Israel reportedly bars items like crutches, croissants from entering Gaza
Humanitarian aid items blocked by Tel Aviv include anesthetics, chocolate croissants, generators for hospitals, maternity kits, power supply equipment and solar panels, reports Washington Post.
Israel has rejected or restricted access to aid items ranging from life-saving medical supplies to toys to chocolate croissants from entering the besieged Gaza, the Washington Post reported.
The US news outlet contacted 25 aid groups, UN agencies and donor countries to ask about aid delivery to Gaza.
Food, water and blankets do not require approvals, but agencies submit requests for items they think have a chance of being rejected, such as communications equipment and sanitation or shelter items.
"I think it’s unprecedented," said Shaina Low, a spokeswoman for the Norwegian Refugee Council in the Palestinian territories. "It’s just nothing that aid agencies have ever had to deal with."
Some items that Israel blocked include anesthetics, chocolate croissants, crutches, generators for hospitals, maternity kits, power supply equipment and solar panels.
Limited scanning machines and operational hours at inspection sites on the Israel-Gaza fence slow the delivery of aid, according to Jamie McGoldrick, the UN humanitarian coordinator for the occupied Palestinian territory.
"You'd think after five and a half months of a crisis of this kind, the systems in place would be a bit more predictable and settled. In fact, they are not. And that's why we’re struggling," said McGoldrick.

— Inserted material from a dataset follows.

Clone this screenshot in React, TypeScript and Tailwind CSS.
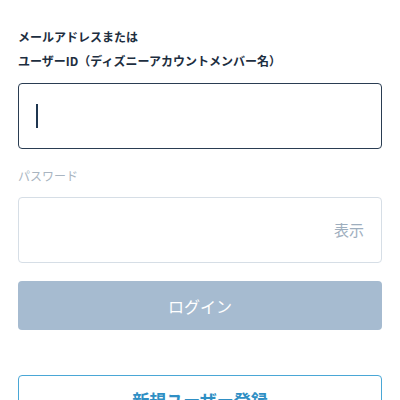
import React from 'react';

const font = { fontFamily: '"Noto Sans CJK JP", "Noto Sans", sans-serif' };

export default function App() {
  return (
    <div className="w-[400px] h-[400px] overflow-hidden bg-white px-[18px]" style={font}>
      <div className="pt-[25px]">
        <p className="text-[12px] leading-[24px] font-bold text-[#1d2e40]">メールアドレスまたは</p>
        <p className="text-[12px] leading-[24px] font-bold text-[#1d2e40]">ユーザーID（ディズニーアカウントメンバー名）</p>
      </div>

      <div className="mt-[10px] h-[66px] rounded-[4px] border-[1.5px] border-[#2a3d52] flex items-center pl-[17px]">
        <span className="block w-[2px] h-[24px] bg-[#1f3650]" />
      </div>

      <p className="mt-[18px] text-[12px] leading-[18px] text-[#a9b5c1]">パスワード</p>

      <div className="mt-[12px] h-[66px] rounded-[4px] border border-[#d6dee6] flex items-center justify-end pr-[17px]">
        <span className="text-[15px] text-[#9eaebe]">表示</span>
      </div>

      <button className="mt-[18px] w-full h-[49px] rounded-[4px] bg-[#a6bbd0] text-white text-[16px] flex items-center justify-center">
        ログイン
      </button>

      <button className="mt-[45px] w-full h-[50px] rounded-[4px] border-[1.5px] border-[#4aa7d6] text-[#2f8fc4] text-[17px] font-bold flex items-center justify-center">
        新規ユーザー登録
      </button>
    </div>
  );
}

Israeli military, which is also responsible for coordinating relief in Gaza where its invasion is under way since October last year, said allegations that it restricts aid are "false" and it largely permits the entry of humanitarian supplies, subject to a security inspection.
The UN and other aid agencies said Israel controls when they can retrieve the goods from the Gaza side of the crossings and Tel Aviv also must approve routes aid trucks take within the enclave.
Genocide in Gaza
Palestine's Hamas resistance group says its October 7 blitz on Israel that surprised its arch-enemy was orchestrated in response to Israeli attacks on Al Aqsa Mosque, illegal settler violence in occupied West Bank and to put Palestine question "back on the table."
The hours-long raid and Israeli military's haphazard reaction resulted in the killing of more than 1,130 people, Israeli officials and local media say.
Palestinian fighters took more than 250 hostages and presently 130 remain in Gaza, including 34 who the Israeli army says are dead, some of them killed in indiscriminate Israeli strikes.
Israel has since then killed more than 35,500 Palestinians — 70 percent of them babies, women and children — and wounded over 76,000 amid mass destruction and shortages of necessities. Israel has imposed a crippling blockade on Gaza, leaving its population, particularly residents of northern Gaza, starving.
The Israeli war has pushed 85 percent of Gaza's population into internal displacement amid acute shortages of food, clean water and medicine, while 60 percent of the enclave's infrastructure has been damaged or destroyed, according to the UN.
Israel is accused of genocide at the International Court of Justice, which has ordered Tel Aviv to do more to prevent starvation crisis in Gaza. Francesca Albanese, the UN special rapporteur on the rights situation in the Palestinian territories, said recently there were reasonable grounds to believe Israel was committing genocide against Palestinians in Gaza.